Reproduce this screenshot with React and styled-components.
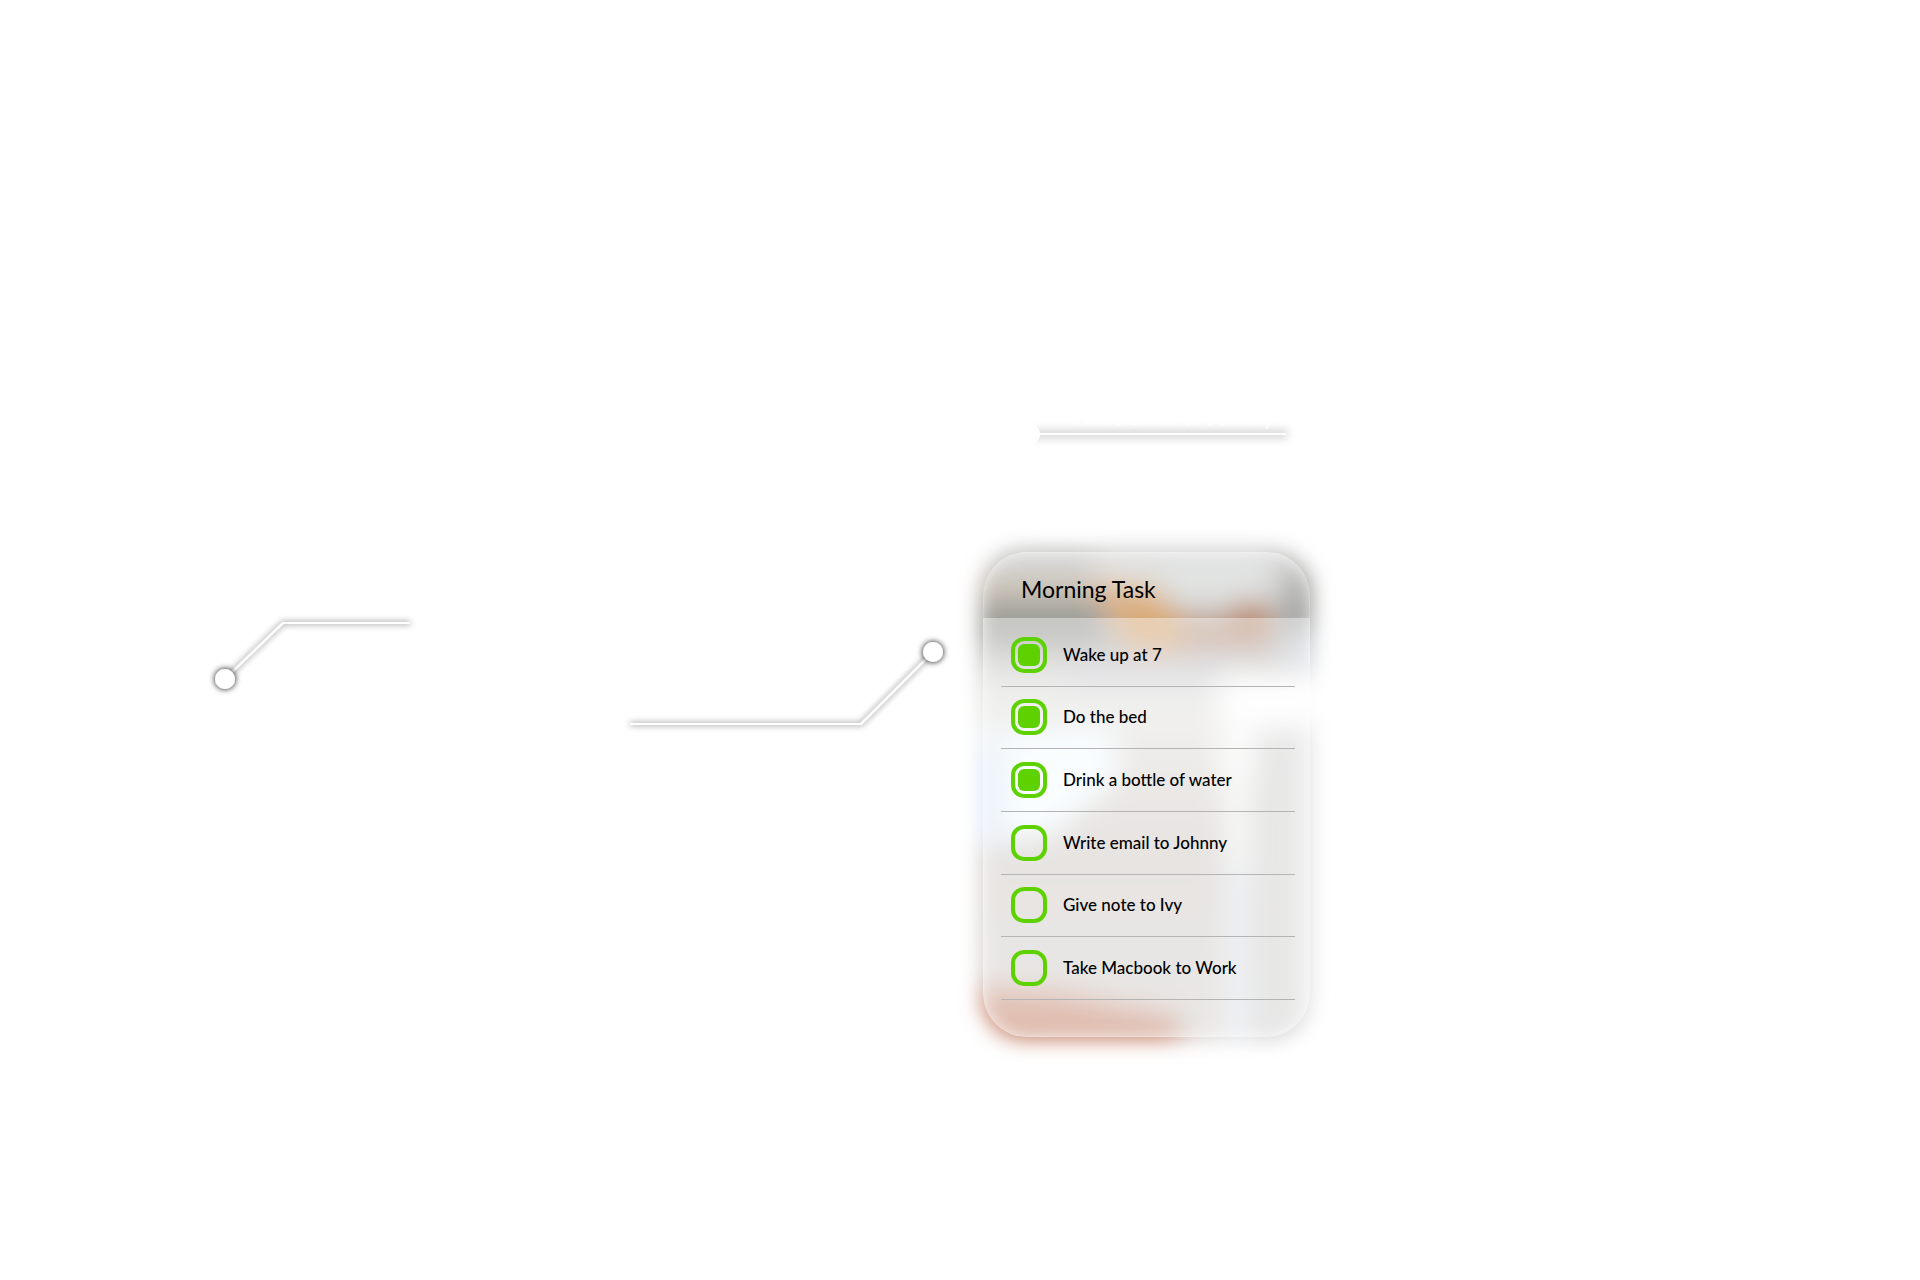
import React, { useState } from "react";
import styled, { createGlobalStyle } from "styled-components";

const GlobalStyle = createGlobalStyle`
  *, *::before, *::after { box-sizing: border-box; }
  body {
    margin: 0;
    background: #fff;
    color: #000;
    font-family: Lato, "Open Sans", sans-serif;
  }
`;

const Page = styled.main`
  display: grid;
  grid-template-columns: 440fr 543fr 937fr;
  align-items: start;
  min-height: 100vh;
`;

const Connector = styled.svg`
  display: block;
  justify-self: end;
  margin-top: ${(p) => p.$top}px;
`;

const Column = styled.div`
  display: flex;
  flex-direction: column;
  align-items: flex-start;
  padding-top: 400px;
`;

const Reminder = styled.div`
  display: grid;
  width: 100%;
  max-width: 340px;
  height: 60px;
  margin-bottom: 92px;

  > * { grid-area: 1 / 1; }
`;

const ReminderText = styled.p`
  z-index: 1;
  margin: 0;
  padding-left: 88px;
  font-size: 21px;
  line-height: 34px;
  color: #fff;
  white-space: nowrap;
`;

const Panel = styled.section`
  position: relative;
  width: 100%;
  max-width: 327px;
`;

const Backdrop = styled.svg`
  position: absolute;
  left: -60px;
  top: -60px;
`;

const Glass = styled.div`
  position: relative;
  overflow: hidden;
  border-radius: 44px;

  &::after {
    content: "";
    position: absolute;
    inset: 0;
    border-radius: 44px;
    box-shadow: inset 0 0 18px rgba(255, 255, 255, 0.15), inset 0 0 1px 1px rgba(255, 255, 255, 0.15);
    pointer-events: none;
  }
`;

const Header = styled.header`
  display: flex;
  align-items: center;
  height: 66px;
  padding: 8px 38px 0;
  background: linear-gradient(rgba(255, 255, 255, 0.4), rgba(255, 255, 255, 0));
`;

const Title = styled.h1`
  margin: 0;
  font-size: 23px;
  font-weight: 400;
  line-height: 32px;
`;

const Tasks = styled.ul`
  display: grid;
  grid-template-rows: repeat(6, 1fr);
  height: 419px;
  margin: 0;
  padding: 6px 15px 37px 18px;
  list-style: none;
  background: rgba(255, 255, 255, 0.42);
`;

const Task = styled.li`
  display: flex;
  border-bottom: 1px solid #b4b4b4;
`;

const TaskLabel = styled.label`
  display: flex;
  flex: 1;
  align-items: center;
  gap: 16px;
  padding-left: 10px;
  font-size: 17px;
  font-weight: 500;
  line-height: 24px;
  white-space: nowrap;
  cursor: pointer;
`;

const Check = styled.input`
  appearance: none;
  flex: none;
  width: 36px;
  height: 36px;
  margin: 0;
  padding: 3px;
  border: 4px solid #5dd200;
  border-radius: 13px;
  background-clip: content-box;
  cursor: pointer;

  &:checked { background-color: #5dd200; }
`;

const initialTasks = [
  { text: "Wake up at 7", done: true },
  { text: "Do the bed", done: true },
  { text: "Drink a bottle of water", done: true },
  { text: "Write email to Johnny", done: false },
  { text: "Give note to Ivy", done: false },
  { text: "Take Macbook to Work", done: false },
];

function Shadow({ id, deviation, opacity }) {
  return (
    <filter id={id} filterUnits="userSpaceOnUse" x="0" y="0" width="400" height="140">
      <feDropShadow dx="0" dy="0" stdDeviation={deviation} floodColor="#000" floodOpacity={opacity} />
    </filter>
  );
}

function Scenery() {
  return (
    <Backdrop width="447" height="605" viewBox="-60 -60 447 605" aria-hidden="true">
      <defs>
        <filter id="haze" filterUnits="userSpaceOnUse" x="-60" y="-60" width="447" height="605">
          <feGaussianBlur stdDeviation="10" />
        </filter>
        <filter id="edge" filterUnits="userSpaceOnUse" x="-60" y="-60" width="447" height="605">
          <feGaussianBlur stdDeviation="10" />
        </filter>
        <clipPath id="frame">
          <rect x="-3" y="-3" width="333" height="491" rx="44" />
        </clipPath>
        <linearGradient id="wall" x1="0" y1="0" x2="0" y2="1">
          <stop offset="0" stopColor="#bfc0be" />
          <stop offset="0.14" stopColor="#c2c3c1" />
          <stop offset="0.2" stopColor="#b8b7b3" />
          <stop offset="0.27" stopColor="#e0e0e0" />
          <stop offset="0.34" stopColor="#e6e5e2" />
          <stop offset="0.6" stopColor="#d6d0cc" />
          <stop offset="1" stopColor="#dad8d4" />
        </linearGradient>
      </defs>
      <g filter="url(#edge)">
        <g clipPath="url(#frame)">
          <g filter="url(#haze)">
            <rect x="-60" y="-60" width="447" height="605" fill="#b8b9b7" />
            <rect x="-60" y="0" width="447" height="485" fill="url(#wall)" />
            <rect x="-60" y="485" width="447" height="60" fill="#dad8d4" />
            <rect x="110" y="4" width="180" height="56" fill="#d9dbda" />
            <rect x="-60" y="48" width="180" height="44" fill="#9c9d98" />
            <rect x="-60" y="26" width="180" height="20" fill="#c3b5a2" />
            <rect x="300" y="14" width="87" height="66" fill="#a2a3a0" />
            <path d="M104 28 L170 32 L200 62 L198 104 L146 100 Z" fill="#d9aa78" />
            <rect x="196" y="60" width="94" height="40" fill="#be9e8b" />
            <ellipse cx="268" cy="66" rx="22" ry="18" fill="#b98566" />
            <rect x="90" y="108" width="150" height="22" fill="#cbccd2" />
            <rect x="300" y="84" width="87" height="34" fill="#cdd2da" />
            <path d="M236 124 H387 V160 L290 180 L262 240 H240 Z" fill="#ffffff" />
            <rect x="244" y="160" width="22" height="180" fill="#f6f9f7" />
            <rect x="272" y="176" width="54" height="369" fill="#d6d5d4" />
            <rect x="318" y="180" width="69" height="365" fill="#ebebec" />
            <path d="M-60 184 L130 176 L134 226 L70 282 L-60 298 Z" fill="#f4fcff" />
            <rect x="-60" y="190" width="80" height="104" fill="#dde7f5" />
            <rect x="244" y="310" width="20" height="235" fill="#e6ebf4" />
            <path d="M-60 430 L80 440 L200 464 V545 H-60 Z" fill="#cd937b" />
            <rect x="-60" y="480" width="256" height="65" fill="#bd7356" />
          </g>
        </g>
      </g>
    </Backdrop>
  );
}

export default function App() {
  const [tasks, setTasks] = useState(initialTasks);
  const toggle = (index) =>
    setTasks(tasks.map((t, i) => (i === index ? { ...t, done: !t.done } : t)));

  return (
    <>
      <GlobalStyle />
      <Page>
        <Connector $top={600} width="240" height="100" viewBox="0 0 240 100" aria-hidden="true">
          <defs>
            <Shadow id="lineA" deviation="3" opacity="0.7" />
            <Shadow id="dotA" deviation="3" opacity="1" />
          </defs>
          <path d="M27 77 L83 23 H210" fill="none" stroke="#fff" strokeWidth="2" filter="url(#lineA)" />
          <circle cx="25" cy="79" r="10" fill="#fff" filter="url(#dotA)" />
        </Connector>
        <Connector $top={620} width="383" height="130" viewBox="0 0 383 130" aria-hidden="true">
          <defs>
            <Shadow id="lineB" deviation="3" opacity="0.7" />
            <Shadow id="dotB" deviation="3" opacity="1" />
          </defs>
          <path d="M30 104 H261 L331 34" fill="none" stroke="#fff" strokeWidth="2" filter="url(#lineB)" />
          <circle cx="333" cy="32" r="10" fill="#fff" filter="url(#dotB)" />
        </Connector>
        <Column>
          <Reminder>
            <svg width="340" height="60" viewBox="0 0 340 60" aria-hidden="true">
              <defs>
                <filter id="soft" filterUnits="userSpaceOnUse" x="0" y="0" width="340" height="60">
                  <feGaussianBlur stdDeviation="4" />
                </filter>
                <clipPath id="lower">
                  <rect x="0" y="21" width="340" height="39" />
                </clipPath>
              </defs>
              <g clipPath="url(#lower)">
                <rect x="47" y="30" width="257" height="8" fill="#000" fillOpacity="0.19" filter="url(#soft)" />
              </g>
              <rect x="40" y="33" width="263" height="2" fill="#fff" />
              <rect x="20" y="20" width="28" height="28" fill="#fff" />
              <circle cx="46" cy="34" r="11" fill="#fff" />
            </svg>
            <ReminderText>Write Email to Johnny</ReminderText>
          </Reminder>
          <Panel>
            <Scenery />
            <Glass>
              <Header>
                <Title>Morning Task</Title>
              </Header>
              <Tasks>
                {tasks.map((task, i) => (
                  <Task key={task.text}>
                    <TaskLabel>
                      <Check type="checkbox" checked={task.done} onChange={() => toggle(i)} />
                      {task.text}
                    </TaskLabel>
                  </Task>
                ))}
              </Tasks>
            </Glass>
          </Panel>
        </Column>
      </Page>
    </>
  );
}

What to produce:
Collect each line above holding the string "components".

Response to this exercise:
Reproduce this screenshot with React and styled-components.
import styled, { createGlobalStyle } from "styled-components";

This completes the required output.